Adding value and desirability
Back in the 1960s and 70s, homeowners up and down the country chose to brick up their traditional fireplaces as gas and central heating became more and more popular.
Fast forward a few decades and, like most trends, the fate of fireplaces has come full circle with householders deciding to expose bricked up hearths and fill the space with a wood burning stove.
But unlike many fashion fads, wood burners look set to burn bright for a while with figures from consumer safety group HETAS (Heating Equipment Testing and Approvals Scheme), showing the number of stoves installed between 2009 and 2016 increased by 60%. Today, there are more than a million wood burners in British homes and nearly 200,000 are sold each year.
So, while statistics show that wood burners are sought after, what about the effect on your property’s price tag? Perhaps surprisingly, putting one in gives you the same price boost as adding a new bathroom and can increase your home’s value by 5% Plus, in terms of getting your money’s worth, installing a wood burning stove is by far the most budget friendly option, costing an average of £2,000 while a new bathroom will set you back around £4,500
I live in a smoke control area – does that mean I can’t have a wood burner?
If you live in a smoke control area you aren’t allowed to release smoke through the chimney. But the good news is that you can still have a wood burner – it just means you have to stick to the rules set out by the government – which are:
- You can opt for a DEFRA (Department for Environment, Food and Rural Affairs) approved wood burning stove in which you can burn ‘unauthorised substances’ (like wood).

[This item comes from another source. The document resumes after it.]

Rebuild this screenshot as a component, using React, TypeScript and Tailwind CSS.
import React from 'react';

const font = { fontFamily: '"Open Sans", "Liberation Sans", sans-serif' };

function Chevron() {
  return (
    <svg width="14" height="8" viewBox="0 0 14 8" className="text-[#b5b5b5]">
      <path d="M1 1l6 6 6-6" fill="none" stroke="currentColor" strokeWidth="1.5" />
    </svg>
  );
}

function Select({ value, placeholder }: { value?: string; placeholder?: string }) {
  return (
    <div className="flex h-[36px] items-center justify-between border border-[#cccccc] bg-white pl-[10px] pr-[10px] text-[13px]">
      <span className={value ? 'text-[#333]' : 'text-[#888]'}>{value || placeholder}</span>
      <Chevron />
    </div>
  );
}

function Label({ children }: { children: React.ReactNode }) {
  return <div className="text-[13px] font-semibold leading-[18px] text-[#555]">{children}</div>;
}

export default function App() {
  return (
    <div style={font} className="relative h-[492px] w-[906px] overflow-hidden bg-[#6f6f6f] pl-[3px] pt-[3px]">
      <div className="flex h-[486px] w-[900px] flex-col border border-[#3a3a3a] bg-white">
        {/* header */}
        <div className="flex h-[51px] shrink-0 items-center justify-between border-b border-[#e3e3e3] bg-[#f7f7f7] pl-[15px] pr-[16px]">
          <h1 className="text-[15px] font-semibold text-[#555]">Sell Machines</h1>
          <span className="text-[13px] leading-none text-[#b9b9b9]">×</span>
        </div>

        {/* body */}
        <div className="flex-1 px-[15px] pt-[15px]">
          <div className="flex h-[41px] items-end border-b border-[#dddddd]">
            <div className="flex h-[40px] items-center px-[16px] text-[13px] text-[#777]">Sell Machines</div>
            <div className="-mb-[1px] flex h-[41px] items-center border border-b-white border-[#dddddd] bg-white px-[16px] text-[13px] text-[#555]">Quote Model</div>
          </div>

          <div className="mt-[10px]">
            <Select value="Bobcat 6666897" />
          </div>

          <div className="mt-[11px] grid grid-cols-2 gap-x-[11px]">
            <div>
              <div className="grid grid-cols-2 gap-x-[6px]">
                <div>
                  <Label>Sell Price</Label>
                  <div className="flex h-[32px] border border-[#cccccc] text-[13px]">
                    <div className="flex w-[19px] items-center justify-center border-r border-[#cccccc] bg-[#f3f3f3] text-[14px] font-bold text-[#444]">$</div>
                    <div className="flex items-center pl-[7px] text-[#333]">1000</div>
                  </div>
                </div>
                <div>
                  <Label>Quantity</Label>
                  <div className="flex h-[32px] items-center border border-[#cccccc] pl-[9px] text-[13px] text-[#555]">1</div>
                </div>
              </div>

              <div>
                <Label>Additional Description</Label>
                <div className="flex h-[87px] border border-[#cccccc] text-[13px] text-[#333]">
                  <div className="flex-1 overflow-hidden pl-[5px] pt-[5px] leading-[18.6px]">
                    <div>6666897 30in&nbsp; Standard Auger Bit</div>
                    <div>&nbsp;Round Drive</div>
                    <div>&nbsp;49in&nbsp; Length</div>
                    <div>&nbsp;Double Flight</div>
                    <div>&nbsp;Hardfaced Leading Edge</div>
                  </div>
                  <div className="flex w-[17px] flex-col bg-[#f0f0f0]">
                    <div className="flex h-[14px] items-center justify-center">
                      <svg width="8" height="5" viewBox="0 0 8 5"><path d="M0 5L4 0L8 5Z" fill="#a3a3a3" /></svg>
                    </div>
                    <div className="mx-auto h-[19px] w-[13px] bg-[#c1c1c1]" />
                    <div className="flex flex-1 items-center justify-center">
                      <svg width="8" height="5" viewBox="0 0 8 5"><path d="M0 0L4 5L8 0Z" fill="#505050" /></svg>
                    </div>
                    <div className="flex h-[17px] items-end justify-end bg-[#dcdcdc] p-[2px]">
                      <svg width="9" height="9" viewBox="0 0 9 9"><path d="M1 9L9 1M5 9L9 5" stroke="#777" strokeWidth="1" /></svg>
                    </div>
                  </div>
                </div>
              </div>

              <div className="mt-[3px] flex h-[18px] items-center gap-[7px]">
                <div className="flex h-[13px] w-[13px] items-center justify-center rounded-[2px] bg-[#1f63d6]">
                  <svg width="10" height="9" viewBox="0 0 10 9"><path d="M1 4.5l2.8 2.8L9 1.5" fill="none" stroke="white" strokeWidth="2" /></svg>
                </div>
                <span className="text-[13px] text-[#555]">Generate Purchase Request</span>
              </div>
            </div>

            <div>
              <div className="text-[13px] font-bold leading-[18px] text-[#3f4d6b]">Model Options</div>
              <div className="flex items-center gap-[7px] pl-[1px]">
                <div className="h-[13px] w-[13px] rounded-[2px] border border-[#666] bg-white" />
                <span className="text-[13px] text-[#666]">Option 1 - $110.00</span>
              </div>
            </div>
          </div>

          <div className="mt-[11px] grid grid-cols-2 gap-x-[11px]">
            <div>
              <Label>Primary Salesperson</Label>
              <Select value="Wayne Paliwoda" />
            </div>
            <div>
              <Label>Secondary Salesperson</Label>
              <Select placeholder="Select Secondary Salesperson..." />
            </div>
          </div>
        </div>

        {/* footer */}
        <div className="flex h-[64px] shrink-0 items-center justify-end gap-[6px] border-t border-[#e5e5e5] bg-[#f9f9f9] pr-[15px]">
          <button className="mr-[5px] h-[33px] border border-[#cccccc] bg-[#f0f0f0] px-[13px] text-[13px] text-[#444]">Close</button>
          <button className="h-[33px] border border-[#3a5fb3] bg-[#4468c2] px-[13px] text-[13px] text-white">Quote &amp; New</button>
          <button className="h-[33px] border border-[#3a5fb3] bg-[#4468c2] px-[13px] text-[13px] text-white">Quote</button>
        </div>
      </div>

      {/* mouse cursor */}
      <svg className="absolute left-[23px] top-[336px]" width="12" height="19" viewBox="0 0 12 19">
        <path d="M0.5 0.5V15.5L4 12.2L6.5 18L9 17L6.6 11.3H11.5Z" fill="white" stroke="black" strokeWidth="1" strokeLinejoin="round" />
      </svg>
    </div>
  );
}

- Or, you can burn a smokeless fuel which is readily available on the market.
What’s the environmental impact of a wood burner?
When it comes to how environmentally friendly burning wood really is, there are lots of different opinions. Technically, burning wood is carbon neutral (the carbon released is absorbed by trees), but some scientists argue that it can take decades for this process to happen naturally which means all that carbon is contributing to climate change in the meantime.
In reality, much depends on where you live and what you’re burning. If you’re in the countryside where the air is generally less polluted and you source wood from local (and sustainable) suppliers, then a wood burning stove can be better for the environment compared to fossil fuels like gas.
Alternatively, homes in towns and cities with poorer air quality may find gas fired central heating is the greener option. But whether you choose wood or gas, the most environmentally friendly thing you can do, is to ensure your home is as energy efficient as it can be – for tips on how to do this, head to the Energy Saving Trust
How do I choose a wood burning stove?
Before you head to the nearest showroom, think about:
- The type of fuel you want to burn – if you only want to burn wood, then a wood burning stove is the best option. If you live in a smoke control area or want to burn other types of fuel (like coal) then consider a multi-fuel stove
- The wattage output – stoves will come with an output in kW (kilowatts) which typically ranges between 3kW and 15kW. But it’s not just a question of buying the highest you can afford – the right one will depend on the size of the room it’s going in. To work out the right kW output for you, multiply the height, width and length of the room and divide this by 14. Choosing a wattage that’s too high will mean you end up too hot – too low and you won’t feel the benefit.
- The areas you want to heat – wood burners can be used to heat just one room, the whole of the downstairs, or even replace entire gas central heating systems. If you are looking to use your wood burner as your main source of heating and hot water, then you’ll need a boiler stove
There’s no law that says a professional has to install a wood burning stove so if you feel up to the job, then you could do it yourself – but bear in mind that you may be subject to building control rules. The alternative is to get a HETAS registered installer who will ensure that any work carried out complies with regulations – they’ll also be able to give you the best advice on the most suitable type of stove.